I Want To Take To The Woods And Recharge My Batteries
Big city living has taken a toll on me in all facets of life. I’ve sacrificed financial, physical, and mental well-being to live somewhere where there is culture at every turn and I’m okay with that.
But I’m jaded and cynical in a way that I wasn’t when I first moved here, and we can chalk some of that up to just good old fashioned maturation. Now having said that, living amongst concrete and skyscrapers for years takes its toll in ways that you don’t notice until you’re lying in bed at 3:00 a.m. on a Thursday morning, unable to fall asleep and wondering how you got to where you are now.
I enjoy the hustle and bustle of city life on most days. It’s a phenomenal thing to be able to step out my front door on an idle Tuesday after work and be able to find a lively place to have a drink.
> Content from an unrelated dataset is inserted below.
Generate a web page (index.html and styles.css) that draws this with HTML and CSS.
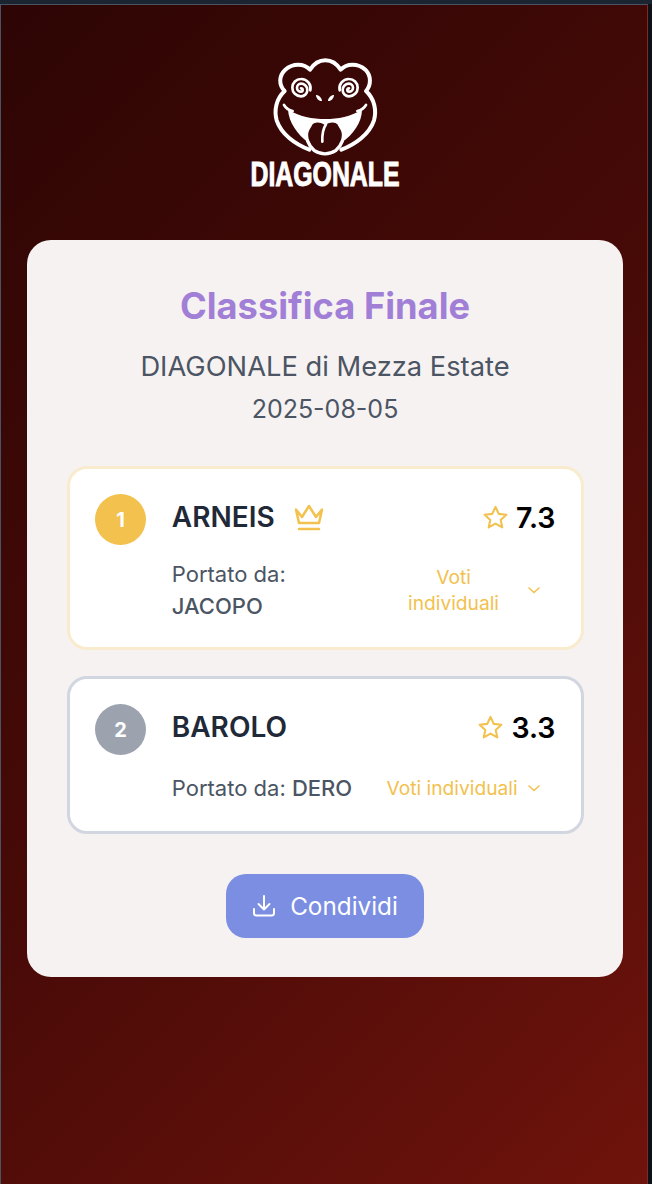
FILE: index.html
```html
<!DOCTYPE html>
<html lang="it">
<head>
<meta charset="utf-8">
<title>Classifica Finale</title>
<link rel="stylesheet" href="styles.css">
</head>
<body>
<main class="page">
  <header class="brand">
    <svg class="frog" viewBox="0 0 330 315" aria-hidden="true">
      <path class="line" d="M118 284C76 268 34 238 20 196C12 166 18 132 44 108C26 90 26 62 46 44C68 24 102 24 120 44C144 6 188 6 212 44C230 24 264 24 286 44C304 62 304 90 288 108C314 132 320 166 312 196C298 238 256 268 214 284"/>
      <path class="fill" d="M54 164C88 184 128 192 166 192C204 192 242 184 276 164C276 200 250 240 214 262L116 262C82 240 56 200 54 164Z"/>
      <path class="line thin" d="M42 150C48 160 56 166 68 168M288 150C282 160 274 166 262 168"/>
      <path class="tongue" d="M124 204C134 194 152 196 165 204C178 196 196 194 206 204C210 212 214 218 218 226C226 246 214 272 198 286C176 300 154 300 132 286C116 272 104 246 112 226C116 218 120 212 124 204Z"/>
      <path class="line thin" d="M168 208C160 220 156 238 157 260"/>
      <path class="line spiral" d="M93 100A5 5 0 0 1 93 110A12 12 0 0 1 93 86A19 19 0 0 1 93 124A26 26 0 0 1 93 72A28 28 0 0 1 121 106"/>
      <path class="line spiral" transform="matrix(-1 0 0 1 330 0)" d="M93 100A5 5 0 0 1 93 110A12 12 0 0 1 93 86A19 19 0 0 1 93 124A26 26 0 0 1 93 72A28 28 0 0 1 121 106"/>
      <path class="fill" d="M138 120C146 120 156 128 156 138C148 140 138 130 138 120ZM192 120C184 120 174 128 174 138C182 140 192 130 192 120Z"/>
    </svg>
    <div class="wordmark">DIAGONALE</div>
  </header>

  <section class="panel">
    <h1 class="title">Classifica Finale</h1>
    <p class="event">DIAGONALE di Mezza Estate</p>
    <p class="date">2025-08-05</p>

    <div class="ranking">
      <article class="entry entry-gold">
        <div class="badge badge-gold">1</div>
        <div class="entry-body">
          <div class="entry-top">
            <div class="wine">
              <span class="wine-name">ARNEIS</span>
              <svg class="crown" viewBox="0 0 30 28" aria-hidden="true">
                <path d="M2 6.500L8 14L15 3L22 14L28 6.500L25 20H5Z"/>
                <path d="M5 26H25"/>
              </svg>
            </div>
            <div class="score">
              <svg class="star" viewBox="0 0 24 24" aria-hidden="true"><path d="M12 1.800L15.100 8.500L22.400 9.300L17 14.300L18.500 21.500L12 17.800L5.500 21.500L7 14.300L1.600 9.300L8.900 8.500Z"/></svg>
              <span>7.3</span>
            </div>
          </div>
          <div class="entry-bottom">
            <p class="owner">Portato da:<br><strong>JACOPO</strong></p>
            <div class="votes">
              <span class="votes-label votes-wrapped">Voti<br>individuali</span>
              <svg class="chev" viewBox="0 0 16 10" aria-hidden="true"><path d="M2.500 2.500L8 7.500L13.500 2.500"/></svg>
            </div>
          </div>
        </div>
      </article>

      <article class="entry entry-silver">
        <div class="badge badge-silver">2</div>
        <div class="entry-body">
          <div class="entry-top">
            <div class="wine"><span class="wine-name">BAROLO</span></div>
            <div class="score">
              <svg class="star" viewBox="0 0 24 24" aria-hidden="true"><path d="M12 1.800L15.100 8.500L22.400 9.300L17 14.300L18.500 21.500L12 17.800L5.500 21.500L7 14.300L1.600 9.300L8.900 8.500Z"/></svg>
              <span>3.3</span>
            </div>
          </div>
          <div class="entry-bottom">
            <p class="owner">Portato da: <strong>DERO</strong></p>
            <div class="votes">
              <span class="votes-label">Voti individuali</span>
              <svg class="chev" viewBox="0 0 16 10" aria-hidden="true"><path d="M2.500 2.500L8 7.500L13.500 2.500"/></svg>
            </div>
          </div>
        </div>
      </article>
    </div>

    <div class="actions">
      <button class="share" type="button">
        <svg class="share-icon" viewBox="0 0 24 24" aria-hidden="true">
          <path d="M2 15V19C2 20.500 3 21.500 4.500 21.500H19.500C21 21.500 22 20.500 22 19V15"/>
          <path d="M12 2V15.500M6.500 10L12 15.500L17.500 10"/>
        </svg>
        <span>Condividi</span>
      </button>
    </div>
  </section>
</main>
</body>
</html>
```
FILE: styles.css
```css
* { box-sizing: border-box; }

html, body {
  margin: 0;
  height: 100%;
}

body {
  padding-top: 4px;
  background: linear-gradient(#1b2431 4px, #0d1117 4px);
  font-family: Inter, "Liberation Sans", sans-serif;
  overflow: hidden;
}

.page {
  height: 1180px;
  width: 648px;
  padding: 0 24px 0 26px;
  border-top: 1px solid #4a5361;
  border-left: 1px solid #4a5361;
  border-right: 1px solid #7d2a22;
  background: linear-gradient(135deg, #2d0504 0%, #470a07 50%, #6f130c 100%);
}

.brand {
  height: 235px;
  padding-top: 50px;
  display: flex;
  flex-direction: column;
  align-items: center;
}

.frog {
  width: 110px;
  height: 105px;
  flex: none;
}

.line {
  fill: none;
  stroke: #fff;
  stroke-width: 12;
  stroke-linecap: round;
  stroke-linejoin: round;
}

.thin { stroke-width: 8; }

.spiral { stroke-width: 8; }

.fill { fill: #fff; }

.tongue {
  fill: #3a0806;
  stroke: #fff;
  stroke-width: 10;
}

.wordmark {
  margin-top: -2px;
  color: #fff;
  font-family: "Liberation Sans", sans-serif;
  font-size: 35px;
  line-height: 32px;
  font-weight: 700;
  white-space: nowrap;
  transform: scaleX(0.71);
  -webkit-text-stroke: 1px #fff;
}

.panel {
  background: #f6f2f2;
  border-radius: 24px;
  padding: 40px 39.5px 39px;
  height: 737px;
}

.title {
  margin: 0;
  text-align: center;
  color: #a17fd6;
  font-size: 36.25px;
  line-height: 52px;
  font-weight: 700;
}

.event {
  margin: 17px 0 0;
  text-align: center;
  color: #4b5563;
  font-size: 27.3px;
  line-height: 36px;
}

.date {
  margin: 7px 0 0;
  text-align: center;
  color: #4b5563;
  font-size: 25px;
  line-height: 34px;
}

.ranking {
  margin-top: 40px;
  display: flex;
  flex-direction: column;
  gap: 26px;
}

.entry {
  background: #fff;
  border: 3px solid;
  border-radius: 20px;
  padding: 25px 25px 25px 25.5px;
  display: flex;
  gap: 25.6px;
}

.entry-gold { border-color: #f9ebcd; }

.entry-silver {
  border-color: #d2d6e0;
  padding-bottom: 24px;
}

.entry-silver .entry-bottom { margin-top: 19px; }

.badge {
  width: 51.2px;
  height: 51.2px;
  flex: none;
  border-radius: 50%;
  display: flex;
  align-items: center;
  justify-content: center;
  color: #fff;
  font-size: 20px;
  font-weight: 700;
}

.badge-gold { background: #f2c14e; }
.badge-silver { background: #9ca3af; }

.entry-body {
  flex: 1;
  min-width: 0;
}

.entry-top {
  display: flex;
  align-items: center;
  justify-content: space-between;
  height: 46px;
}

.wine {
  display: flex;
  align-items: center;
  gap: 19.5px;
}

.wine-name {
  color: #1f2937;
  font-size: 28px;
  font-weight: 600;
}

.crown {
  width: 30px;
  height: 28px;
  fill: none;
  stroke: #f2c14e;
  stroke-width: 2.500;
  stroke-linecap: round;
  stroke-linejoin: round;
}

.score {
  display: flex;
  align-items: center;
  gap: 8px;
  color: #000;
  font-size: 28.5px;
  font-weight: 600;
}

.star {
  width: 25px;
  height: 25px;
  fill: none;
  stroke: #f2c14e;
  stroke-width: 2;
  stroke-linejoin: round;
}

.entry-bottom {
  margin-top: 18px;
  display: flex;
  align-items: center;
  justify-content: space-between;
}

.owner {
  margin: 0;
  color: #4b5563;
  font-size: 22px;
  line-height: 32px;
}

.owner strong { font-weight: 500; }

.votes {
  display: flex;
  align-items: center;
  gap: 9px;
  padding: 6px 14px 6px 0;
  color: #f2c14e;
  font-size: 19.2px;
  line-height: 26px;
}

.votes-label {
  width: 130px;
  text-align: center;
  white-space: nowrap;
}

.votes-wrapped { padding-left: 4px; }

.chev {
  width: 16px;
  height: 10px;
  fill: none;
  stroke: #f2c14e;
  stroke-width: 1.500;
}

.actions {
  margin-top: 40px;
  display: flex;
  justify-content: center;
}

.share {
  width: 198px;
  height: 64px;
  border: 0;
  border-radius: 20px;
  background: #7b8ee2;
  color: #fff;
  font-family: inherit;
  font-size: 24.3px;
  display: flex;
  align-items: center;
  justify-content: center;
  gap: 14px;
}

.share-icon {
  width: 24px;
  height: 24px;
  fill: none;
  stroke: #fff;
  stroke-width: 2;
  stroke-linecap: round;
  stroke-linejoin: round;
}
```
It’s not like I do that regularly, but it’s just nice to know that I have the option if I so choose, you know?
That’s what you’re paying for when you boil it all down - increased cost of living is so that you know, in the back of your mind, that if you feel like going out and doing something you can do it on any given day of the week. But please don’t misconstrue this as a goodbye letter to the city. I’m not ready to settle down in suburbia just yet, either.
I mean it’s my hope that I can one day afford to live in a nice suburban community with a mortgage and a lawn to mow every Sunday.
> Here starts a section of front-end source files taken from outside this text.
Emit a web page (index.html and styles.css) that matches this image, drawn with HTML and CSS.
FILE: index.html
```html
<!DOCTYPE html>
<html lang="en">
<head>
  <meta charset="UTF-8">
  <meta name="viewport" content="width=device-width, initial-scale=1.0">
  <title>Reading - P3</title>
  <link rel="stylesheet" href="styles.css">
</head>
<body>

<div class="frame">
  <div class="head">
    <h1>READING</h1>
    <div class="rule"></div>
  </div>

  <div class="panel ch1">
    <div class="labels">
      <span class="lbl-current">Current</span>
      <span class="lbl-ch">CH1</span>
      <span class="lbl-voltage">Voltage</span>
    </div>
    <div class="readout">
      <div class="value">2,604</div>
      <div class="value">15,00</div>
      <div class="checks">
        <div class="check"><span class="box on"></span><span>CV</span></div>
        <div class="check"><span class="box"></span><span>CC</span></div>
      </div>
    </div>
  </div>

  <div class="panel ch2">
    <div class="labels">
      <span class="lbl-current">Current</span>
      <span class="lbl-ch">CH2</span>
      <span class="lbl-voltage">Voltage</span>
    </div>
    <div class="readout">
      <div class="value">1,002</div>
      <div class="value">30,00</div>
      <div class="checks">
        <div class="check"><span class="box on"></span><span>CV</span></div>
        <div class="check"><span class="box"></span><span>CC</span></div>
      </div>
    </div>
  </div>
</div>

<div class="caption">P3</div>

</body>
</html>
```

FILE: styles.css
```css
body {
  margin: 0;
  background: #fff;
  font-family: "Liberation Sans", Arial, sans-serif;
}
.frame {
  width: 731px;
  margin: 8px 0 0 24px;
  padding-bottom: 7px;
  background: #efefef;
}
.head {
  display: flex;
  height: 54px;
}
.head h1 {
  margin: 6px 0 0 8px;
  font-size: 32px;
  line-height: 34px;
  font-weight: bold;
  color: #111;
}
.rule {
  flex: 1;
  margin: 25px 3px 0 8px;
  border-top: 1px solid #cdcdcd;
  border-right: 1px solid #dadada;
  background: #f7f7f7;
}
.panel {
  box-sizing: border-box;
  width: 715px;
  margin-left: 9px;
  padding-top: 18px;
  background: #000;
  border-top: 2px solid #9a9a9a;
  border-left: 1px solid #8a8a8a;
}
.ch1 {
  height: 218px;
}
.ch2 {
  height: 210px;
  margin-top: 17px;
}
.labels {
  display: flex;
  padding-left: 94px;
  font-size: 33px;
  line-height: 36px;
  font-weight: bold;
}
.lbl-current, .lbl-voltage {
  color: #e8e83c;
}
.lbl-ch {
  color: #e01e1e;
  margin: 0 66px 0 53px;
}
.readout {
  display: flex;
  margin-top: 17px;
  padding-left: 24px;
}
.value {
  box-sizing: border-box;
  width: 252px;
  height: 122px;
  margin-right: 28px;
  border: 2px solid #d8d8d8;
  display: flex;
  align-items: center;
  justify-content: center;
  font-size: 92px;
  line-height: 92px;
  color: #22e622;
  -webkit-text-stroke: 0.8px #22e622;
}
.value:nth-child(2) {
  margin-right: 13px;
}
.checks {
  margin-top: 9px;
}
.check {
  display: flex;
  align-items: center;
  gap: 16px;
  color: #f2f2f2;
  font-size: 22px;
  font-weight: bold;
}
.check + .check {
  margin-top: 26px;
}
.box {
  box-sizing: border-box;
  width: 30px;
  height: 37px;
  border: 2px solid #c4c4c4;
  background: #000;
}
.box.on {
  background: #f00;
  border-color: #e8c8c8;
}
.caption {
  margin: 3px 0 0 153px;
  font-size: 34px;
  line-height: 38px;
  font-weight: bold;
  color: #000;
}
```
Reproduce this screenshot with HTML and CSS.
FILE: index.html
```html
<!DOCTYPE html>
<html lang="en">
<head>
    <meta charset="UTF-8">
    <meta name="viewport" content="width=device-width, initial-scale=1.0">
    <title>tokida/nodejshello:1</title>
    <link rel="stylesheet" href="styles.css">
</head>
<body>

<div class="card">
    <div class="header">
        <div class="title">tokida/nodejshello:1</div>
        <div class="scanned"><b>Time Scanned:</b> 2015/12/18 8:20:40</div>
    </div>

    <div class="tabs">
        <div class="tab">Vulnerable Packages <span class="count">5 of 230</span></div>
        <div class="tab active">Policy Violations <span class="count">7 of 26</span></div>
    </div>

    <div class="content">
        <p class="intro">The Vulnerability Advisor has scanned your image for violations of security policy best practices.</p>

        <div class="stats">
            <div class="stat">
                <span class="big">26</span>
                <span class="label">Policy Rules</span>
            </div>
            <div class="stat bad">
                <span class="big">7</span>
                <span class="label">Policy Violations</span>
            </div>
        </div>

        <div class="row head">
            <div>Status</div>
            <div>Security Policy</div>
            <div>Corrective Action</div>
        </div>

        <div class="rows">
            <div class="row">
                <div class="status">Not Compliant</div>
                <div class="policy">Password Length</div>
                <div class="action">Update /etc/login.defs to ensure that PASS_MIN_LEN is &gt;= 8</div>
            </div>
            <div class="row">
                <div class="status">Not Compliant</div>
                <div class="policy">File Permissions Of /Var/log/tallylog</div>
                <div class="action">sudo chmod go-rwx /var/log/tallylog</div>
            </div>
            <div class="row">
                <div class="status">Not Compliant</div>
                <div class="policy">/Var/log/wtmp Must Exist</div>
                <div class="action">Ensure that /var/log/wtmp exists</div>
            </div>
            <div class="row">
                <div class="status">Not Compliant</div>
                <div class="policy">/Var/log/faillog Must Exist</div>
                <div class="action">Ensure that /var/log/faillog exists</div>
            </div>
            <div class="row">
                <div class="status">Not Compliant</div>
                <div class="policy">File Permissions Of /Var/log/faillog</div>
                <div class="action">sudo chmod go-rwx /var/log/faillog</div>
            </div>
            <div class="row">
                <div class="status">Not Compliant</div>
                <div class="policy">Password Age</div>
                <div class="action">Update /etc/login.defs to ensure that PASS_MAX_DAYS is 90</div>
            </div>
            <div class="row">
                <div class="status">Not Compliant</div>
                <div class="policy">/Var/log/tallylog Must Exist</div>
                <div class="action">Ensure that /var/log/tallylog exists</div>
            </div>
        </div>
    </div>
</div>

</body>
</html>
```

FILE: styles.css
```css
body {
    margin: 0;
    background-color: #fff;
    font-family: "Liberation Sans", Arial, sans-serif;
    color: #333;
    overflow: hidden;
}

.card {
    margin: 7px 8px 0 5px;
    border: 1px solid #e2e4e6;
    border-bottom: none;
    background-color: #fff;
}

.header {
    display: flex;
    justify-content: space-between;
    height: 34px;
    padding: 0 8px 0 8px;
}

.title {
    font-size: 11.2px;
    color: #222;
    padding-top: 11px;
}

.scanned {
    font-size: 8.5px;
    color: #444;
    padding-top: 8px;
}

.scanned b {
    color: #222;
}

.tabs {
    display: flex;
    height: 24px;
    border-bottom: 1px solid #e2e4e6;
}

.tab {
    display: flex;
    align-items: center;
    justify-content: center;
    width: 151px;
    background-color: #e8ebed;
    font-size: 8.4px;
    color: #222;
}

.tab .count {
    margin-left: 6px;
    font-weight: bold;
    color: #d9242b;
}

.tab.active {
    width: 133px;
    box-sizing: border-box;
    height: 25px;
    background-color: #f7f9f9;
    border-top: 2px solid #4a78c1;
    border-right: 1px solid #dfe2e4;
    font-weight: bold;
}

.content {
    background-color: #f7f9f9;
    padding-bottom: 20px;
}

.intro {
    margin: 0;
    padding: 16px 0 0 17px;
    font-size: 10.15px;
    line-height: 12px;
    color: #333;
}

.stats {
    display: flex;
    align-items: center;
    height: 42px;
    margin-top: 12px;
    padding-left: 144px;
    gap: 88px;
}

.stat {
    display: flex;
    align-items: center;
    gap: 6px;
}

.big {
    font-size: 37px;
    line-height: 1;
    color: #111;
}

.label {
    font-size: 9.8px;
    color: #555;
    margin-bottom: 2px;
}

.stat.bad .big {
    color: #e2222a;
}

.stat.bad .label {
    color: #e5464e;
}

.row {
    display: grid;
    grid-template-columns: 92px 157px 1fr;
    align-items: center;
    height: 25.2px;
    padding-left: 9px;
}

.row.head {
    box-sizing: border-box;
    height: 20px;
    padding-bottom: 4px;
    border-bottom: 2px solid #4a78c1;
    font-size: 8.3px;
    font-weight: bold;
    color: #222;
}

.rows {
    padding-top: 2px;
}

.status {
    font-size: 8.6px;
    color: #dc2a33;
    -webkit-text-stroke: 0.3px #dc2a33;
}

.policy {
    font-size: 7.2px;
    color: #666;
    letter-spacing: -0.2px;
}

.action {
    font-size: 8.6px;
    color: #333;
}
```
There are perks to living in a cul-de-sac or neighborhood setting, but just as there are pros there are also cons. Making nice with neighbors on either side of you seems like a nightmare, and being a part of a homeowners association where leadership takes their position way too seriously is equal parts concerning and hilarious. That dream - the one where I have a family and a driveway with a basketball hoop and one fucking Saturday blocked off every month to have dinner at a nice restaurant still seems far off.
So essentially what I’m getting at is that neither suburban living nor city living is perfect. And that’s where the woods come in.
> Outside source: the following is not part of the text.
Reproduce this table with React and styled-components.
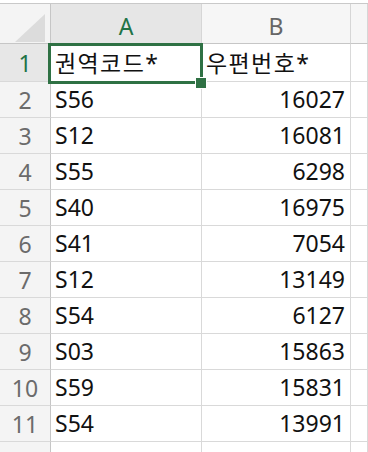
import React from 'react';
import styled, { createGlobalStyle } from 'styled-components';

const GlobalStyle = createGlobalStyle`
  html, body {
    margin: 0;
    padding: 0;
    background: #ffffff;
  }
  body {
    font-family: "Noto Sans", "Noto Sans CJK KR", sans-serif;
  }
`;

const rows = [
  ['S56', '16027'],
  ['S12', '16081'],
  ['S55', '6298'],
  ['S40', '16975'],
  ['S41', '7054'],
  ['S12', '13149'],
  ['S54', '6127'],
  ['S03', '15863'],
  ['S59', '15831'],
  ['S54', '13991'],
];

const Sheet = styled.div`
  margin-top: 3px;
  border-top: 1px solid #c9c9c9;
  display: grid;
  grid-template-columns: 51px 151px 149px 1fr;
  grid-auto-rows: 36px;
  grid-template-rows: 40px 38px;
  width: 368px;
  height: 449px;
  overflow: hidden;
  font-size: 23px;
  color: #111;
`;

const Corner = styled.div`
  box-sizing: border-box;
  background: #f4f4f4;
  border-right: 1px solid #c6c6c6;
  border-bottom: 1px solid #c6c6c6;
  display: flex;
  align-items: flex-end;
  justify-content: flex-end;
  padding: 0 5px 1px 0;
`;

const Triangle = styled.div`
  width: 30px;
  height: 28px;
  background: #dcdcdc;
  clip-path: polygon(100% 0, 100% 100%, 0 100%);
`;

const ColHeader = styled.div`
  box-sizing: border-box;
  background: ${p => (p.$active ? '#e6e6e6' : '#f6f6f6')};
  color: ${p => (p.$active ? '#217346' : '#666')};
  border-right: 1px solid #d6d6d6;
  border-bottom: 1px solid #c6c6c6;
  display: flex;
  align-items: center;
  justify-content: center;
  padding-top: 5px;
`;

const RowHeader = styled.div`
  box-sizing: border-box;
  background: ${p => (p.$active ? '#e7e7e7' : '#f4f4f4')};
  color: ${p => (p.$active ? '#217346' : '#6b6b6b')};
  border-right: 1px solid #c6c6c6;
  border-bottom: 1px solid #d9d9d9;
  display: flex;
  align-items: center;
  justify-content: center;
`;

const Cell = styled.div`
  position: relative;
  box-sizing: border-box;
  background: #fff;
  border-right: 1px solid #d9d9d9;
  border-bottom: 1px solid #d9d9d9;
  display: flex;
  align-items: center;
  justify-content: ${p => (p.$right ? 'flex-end' : 'flex-start')};
  padding: 0 5px 2px 4px;
  white-space: nowrap;
  letter-spacing: ${p => (p.$title ? '1.4px' : '0')};
`;

const Selection = styled.div`
  position: absolute;
  z-index: 2;
  left: -3px;
  top: -1px;
  width: 155px;
  height: 41px;
  box-sizing: border-box;
  border: 3px solid #2f7144;
  pointer-events: none;
`;

const Handle = styled.div`
  position: absolute;
  z-index: 3;
  left: 144px;
  top: 33px;
  width: 12px;
  height: 12px;
  box-sizing: border-box;
  background: #2f7144;
  border: 1px solid #fff;
`;

export default function App() {
  return (
    <>
      <GlobalStyle />
      <Sheet>
        <Corner><Triangle /></Corner>
        <ColHeader $active>A</ColHeader>
        <ColHeader>B</ColHeader>
        <ColHeader />

        <RowHeader $active>1</RowHeader>
        <Cell $title>
          권역코드*
          <Selection />
          <Handle />
        </Cell>
        <Cell $title>우편번호*</Cell>
        <Cell />

        {rows.map(([code, zip], i) => (
          <React.Fragment key={i}>
            <RowHeader>{i + 2}</RowHeader>
            <Cell>{code}</Cell>
            <Cell $right>{zip}</Cell>
            <Cell />
          </React.Fragment>
        ))}

        <RowHeader />
        <Cell />
        <Cell />
        <Cell />
      </Sheet>
    </>
  );
}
I’ve tried reading Walden two or three times in my life, usually making it to the end of the first chapter before I fall asleep from boredom.
Thoreau drones on for pages about the fucking list he’s made himself to build a cabin in the woods, far, far, away from civilization where he can live off of the land and insulate himself from everything. That’s just not a book I need to read all the way through.
I get the gist of it - he wanted to take two years for himself and get away from it all. And that’s what I think I need. Not in that large of a dose, obviously. I can’t take two years off from work and life in general to just sit down and write a book, but I’m thinking that a week or two in the woods, cut off from people and the incessant pressure to be out and be seen would be fantastic.
I want all of the trappings of modern living, of course - I’ll still need wifi for blogging, Netflix and porn. I want a decent cable package, air conditioning, and a shower because I’m not trying to go TOTALLY off the grid here, but this idea of taking to the woods for a reset is really doing it for me.
I’ve been feeling cracked lately. Even the tiniest inconvenience or work-related stress seems to snowball into something more. A trip to the woods sounds better with each passing moment. Now I just need to figure out how to get enough PTO to make it happen.